We must avoid the temptation to act as if we hold some magical marketing powers over our peers. Truthfully, there’s no magic in digital transformation. It requires a tolerance for failures along the way, and fallout from legacy employees (and often customers) who prefer status quo. Since most of us are optimists by default, we tend to focus on our victories and downplay the patience and finesse required to steer the cultural ship.
During the Adobe Summit breakout and product preview sessions, machine learning/AI, AR & VR related topics generated plenty of sizzle. Adobe’s Sensei, their AI platform used across the Marketing Cloud products, allows creative and marketing teams to share the same data sets and predictive technology. This is a big step towards faster implementations and tighter customer integration.

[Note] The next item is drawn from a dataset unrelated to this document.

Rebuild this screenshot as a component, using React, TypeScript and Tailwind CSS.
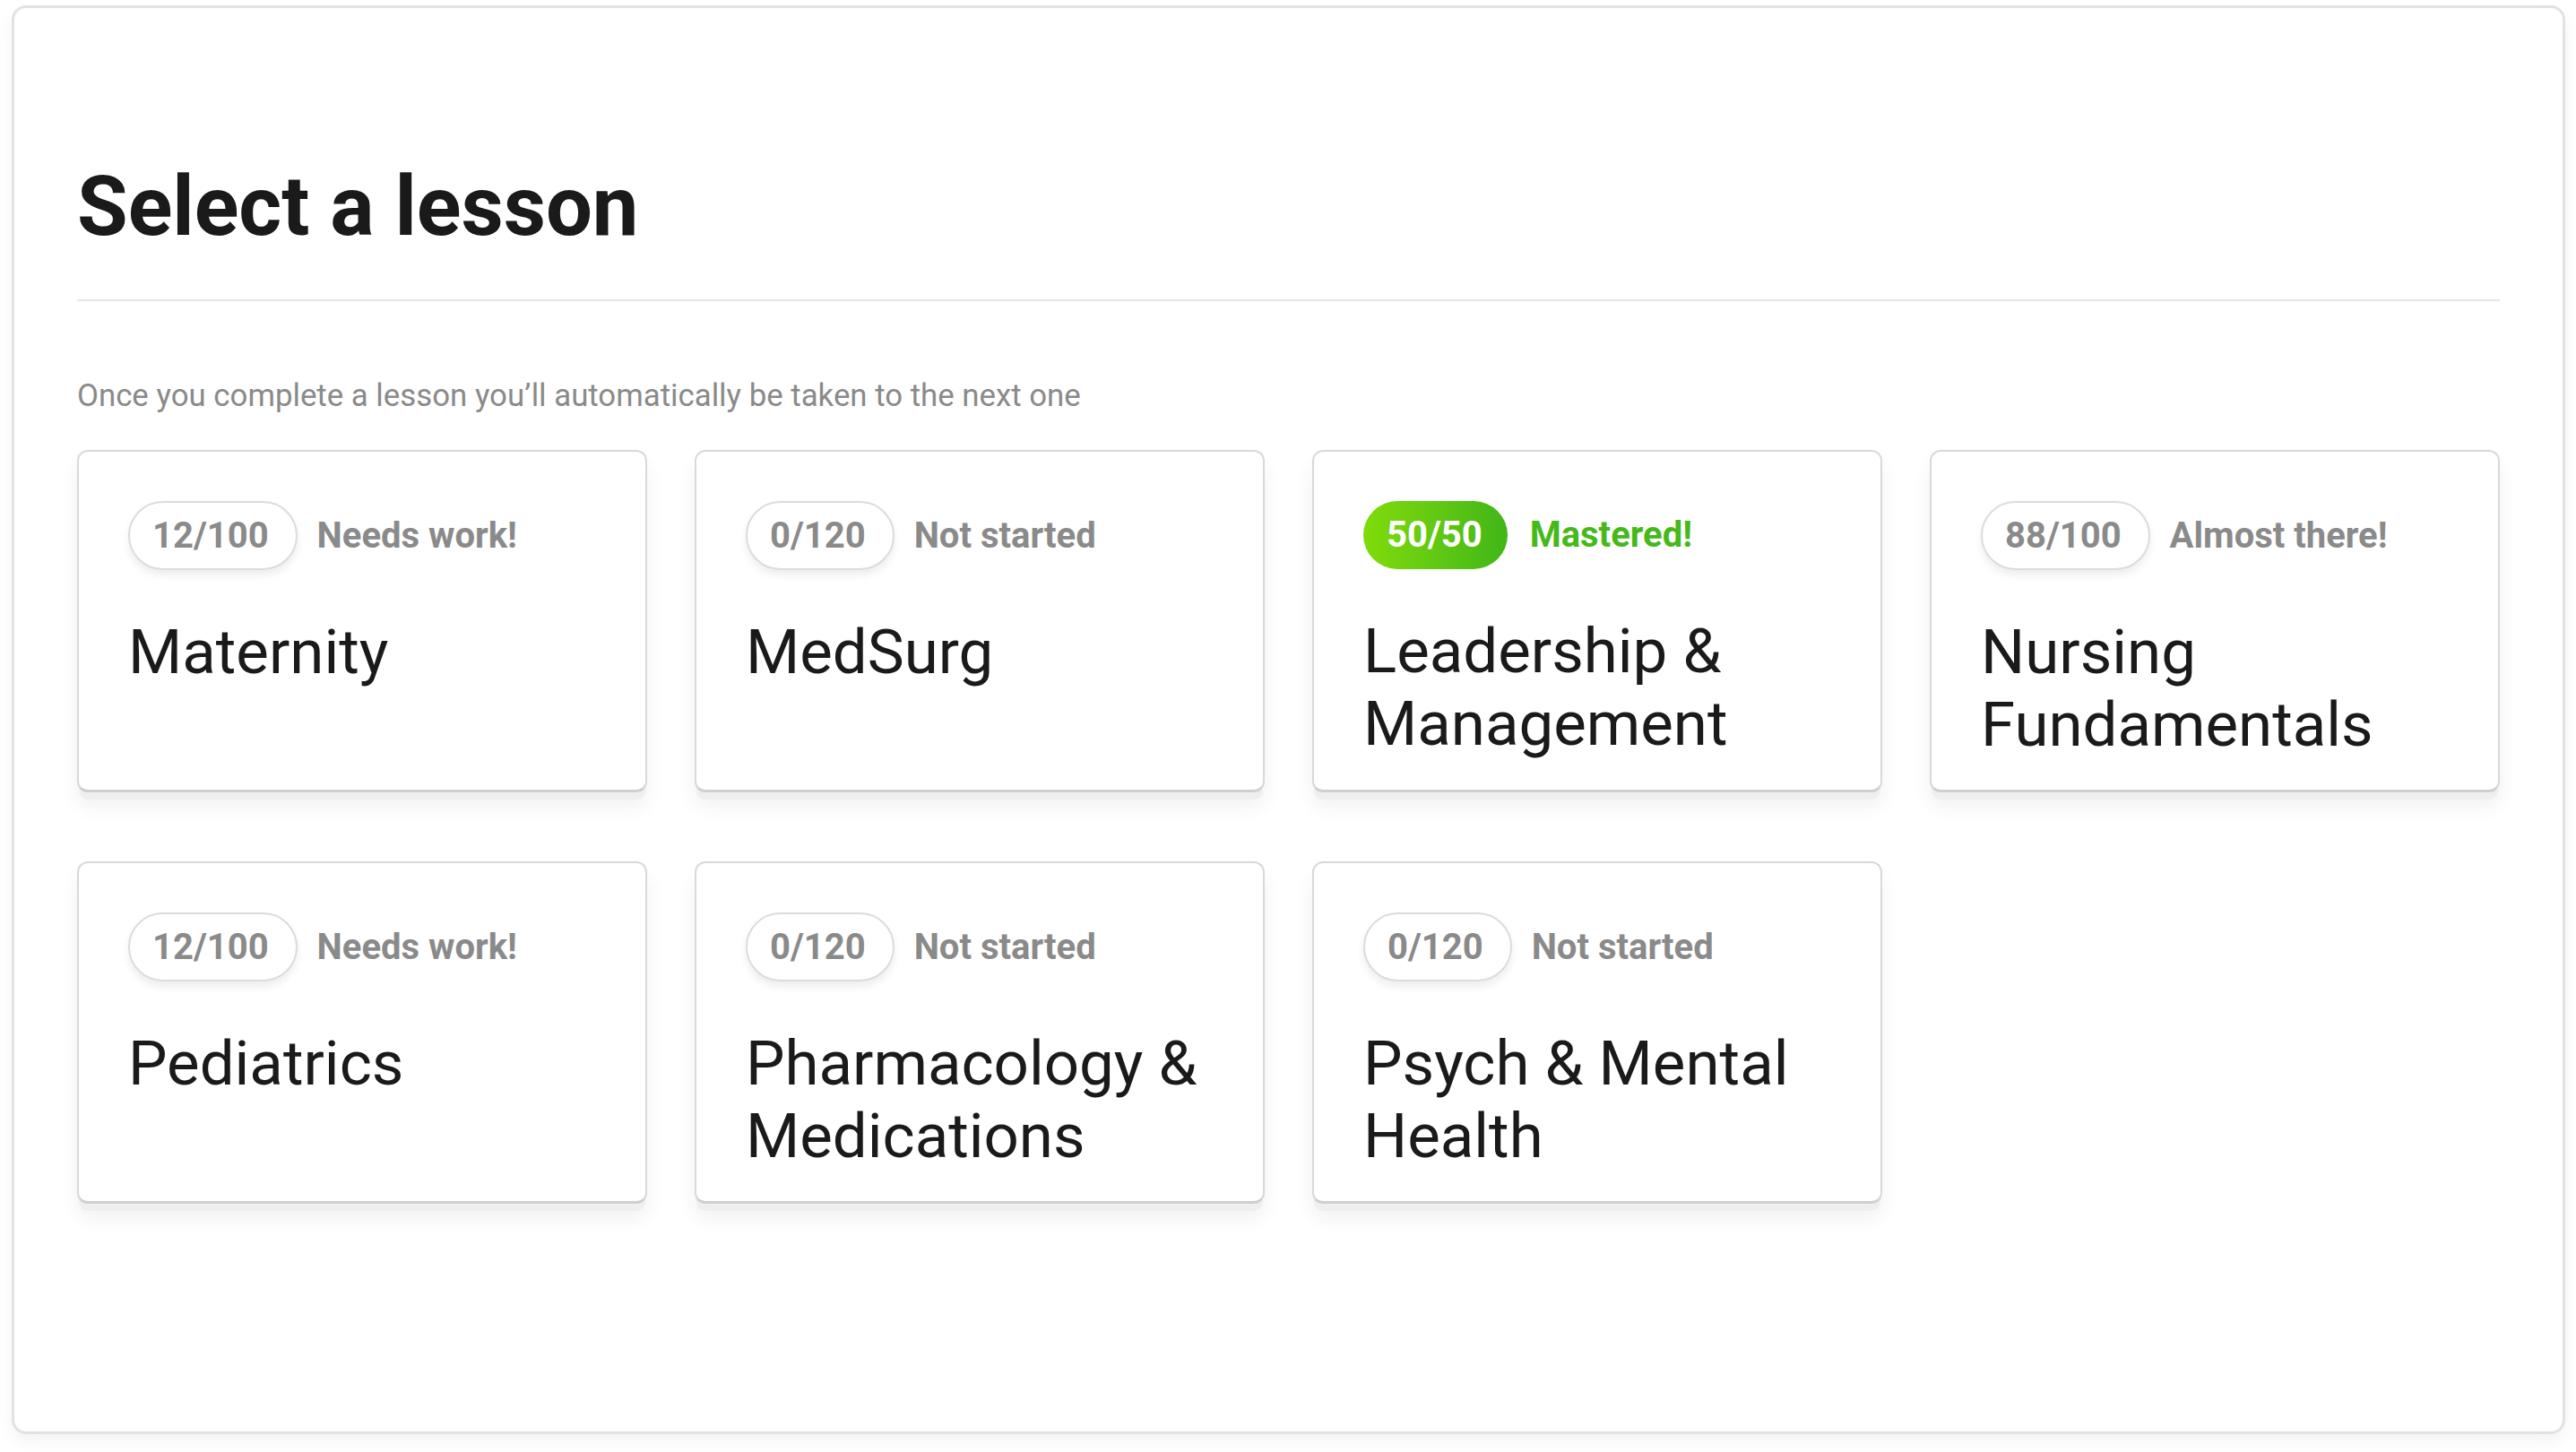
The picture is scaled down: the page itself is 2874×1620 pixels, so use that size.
import React from 'react'

type Lesson = {
  score: string
  status: string
  title: string[]
  mastered?: boolean
}

const lessons: Lesson[] = [
  { score: '12/100', status: 'Needs work!', title: ['Maternity'] },
  { score: '0/120', status: 'Not started', title: ['MedSurg'] },
  { score: '50/50', status: 'Mastered!', title: ['Leadership &', 'Management'], mastered: true },
  { score: '88/100', status: 'Almost there!', title: ['Nursing', 'Fundamentals'] },
  { score: '12/100', status: 'Needs work!', title: ['Pediatrics'] },
  { score: '0/120', status: 'Not started', title: ['Pharmacology &', 'Medications'] },
  { score: '0/120', status: 'Not started', title: ['Psych & Mental', 'Health'] },
]

function LessonCard({ lesson }: { lesson: Lesson }) {
  return (
    <div className="h-[382px] rounded-[12px] border-2 border-b-[3px] border-[#d9d9d9] border-b-[#cfcfcf] bg-white p-[55px] shadow-[0_10px_0_-2px_#efefef,0_16px_22px_rgba(0,0,0,0.06)]">
      <div className="flex items-center">
        {lesson.mastered ? (
          <span className="flex h-[76px] items-center rounded-full bg-gradient-to-r from-[#80dc09] to-[#3fb617] pl-[26px] pr-[28px] text-[40px] font-bold text-white">
            {lesson.score}
          </span>
        ) : (
          <span className="flex h-[77px] items-center rounded-full border-2 border-[#dcdcdc] bg-white pl-[25px] pr-[30px] text-[40px] font-bold text-[#8a8a8a] shadow-[0_6px_10px_rgba(0,0,0,0.07)]">
            {lesson.score}
          </span>
        )}
        <span
          className={
            lesson.mastered
              ? 'ml-[25px] text-[40px] font-bold text-[#46b91a]'
              : 'ml-[22px] text-[40px] font-bold text-[#8a8a8a]'
          }
        >
          {lesson.status}
        </span>
      </div>
      <h2 className="mt-[51px] whitespace-nowrap text-[69px] font-normal leading-[81px] text-[#1a1a1a]">
        {lesson.title.map((line, i) => (
          <div key={i}>{line}</div>
        ))}
      </h2>
    </div>
  )
}

export default function App() {
  return (
    <div className="h-[1620px] w-[2874px] bg-white pl-[13px] pr-[12px] pt-[6px]" style={{ fontFamily: 'Roboto, "Noto Sans", sans-serif' }}>
      <div className="h-[1594px] rounded-[16px] border-[3px] border-[#e2e2e2] bg-white px-[70px] pt-[176px] shadow-[0_8px_18px_rgba(0,0,0,0.05)]">
        <h1 className="text-[92px] font-bold leading-[92px] text-[#1a1a1a]">Select a lesson</h1>
        <div className="mt-[57px] h-[2px] bg-[#e6e6e6]" />
        <p className="mt-[88px] text-[34.8px] leading-[35px] text-[#8a8a8a]">
          Once you complete a lesson you’ll automatically be taken to the next one
        </p>
        <div className="mt-[43px] grid grid-cols-4 gap-x-[53px] gap-y-[77px]">
          {lessons.map((lesson, i) => (
            <LessonCard key={i} lesson={lesson} />
          ))}
        </div>
      </div>
    </div>
  )
}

Beneath the sizzle, however, is something marketers need to remember and monitor carefully: product integration costs. One CMO told me that “companies need elements of ten (10) different Adobe products to create personalization solutions.”
Digital marketing is not yet an out of the box solution, and, for the time being, marketing software companies lean on partners and digital agencies to help customers launch. As you evaluate customer experience and loyalty technology solutions, set aside at least 1.5-3 times your software spend on customization and integration until some of these product visions become more mainstream, off the shelf industry packages. Don’t surprise your CFO later in the process.
Marketers must outsmart AI
Breakthroughs in AI—which drive many advances in personalization—are generating ethical and operational questions. For example, what kind of customer interactions might benefit from AI solutions? Which ones do not, because they require empathy, ethical choices, and intuition? With the advent of AI and what skills should senior marketing leaders learn? What creative and marketing jobs will no longer exist in 5 years?”
Marketers face an incredible opportunity to contribute to strategy and growth when they raise these issues. The long term impact of AI and automation on job growth should be a factor in every marketing leader’s customer engagement and resource plans. The World Economic Forum reports that loan officers, retail clerks, clerical staff, paralegals, and paid drivers represent the most “at risk” jobs that AI and machine learning will replace. (see figure below).
Programmatic advertising: brand builder or breaker?
Want to alienate your C-suite and customers overnight? Over-promise results from your programmatic advertising efforts.
We witnessed a mass exodus of advertisers from Google’s YouTube last week. PepsiCo, Wal-Mart, Verizon, AT&T, and Coca-Cola are just a few major brands who just pulled their YouTube digital ads. Programmatic advertising risks were amplified when advertisers saw their ads appear on terrorist and violent YouTube video channels.
This signals a time for marketers to consider deploying a higher percentage of their advertising budget to offline channels (such as live events and small customer gatherings). It may also spark a brief spike in television advertising while the algorithmic mess gets sorted at Google and Facebook.
The network effect creates huge competitive advantage.
During the Adobe Summit, Microsoft shared details of their new Dynamics CRM and Power BI analytics toolset integration with Adobe Cloud platform on the main stage. In addition, over 1000 partners and agencies attended the Summit to showcase their commitment to helping customers navigate digital marketing transformations.
This bold move encourages every marketer to assess your current and future technology providers. What is their level of commitment to integrating solutions with your other mission-critical marketing tools?
Adobe’s ability to manage and guide the customer relationship from creative through predictive analytics and demand creation positions them as a platform provider, not a random collection of point products. Strong partner and integration ecosystems help marketers accelerate marketing technology adoption—which helps drive stronger C-suite commitment to your initiatives over time.
Embrace a wholesale “innovation exploration” mindset.
Mitra Best, a Principal and Innovation Leader at PwC, demonstrated the mindset of an innovation explorer. She provoked the audience during an Adobe Summit panel on innovation, when she described her most memorable lessons at this $35B professional services firm:
“We need to deconstruct failures, extract the learning, and scale this learning. It’s OK to fail once. But you can’t fail on the same thing again and again. That’s not learning…CFOs need to budget for failed experiments when they think about overall ROI. Failure needs to be factored in to ROI calculations. Finally, compensation models cannot punish failure.”
These six insights will give you the upper hand against competitors and innovation inertia.
Marketing renegades are placing their bets on winning customer experiences. Will you retreat, or double down?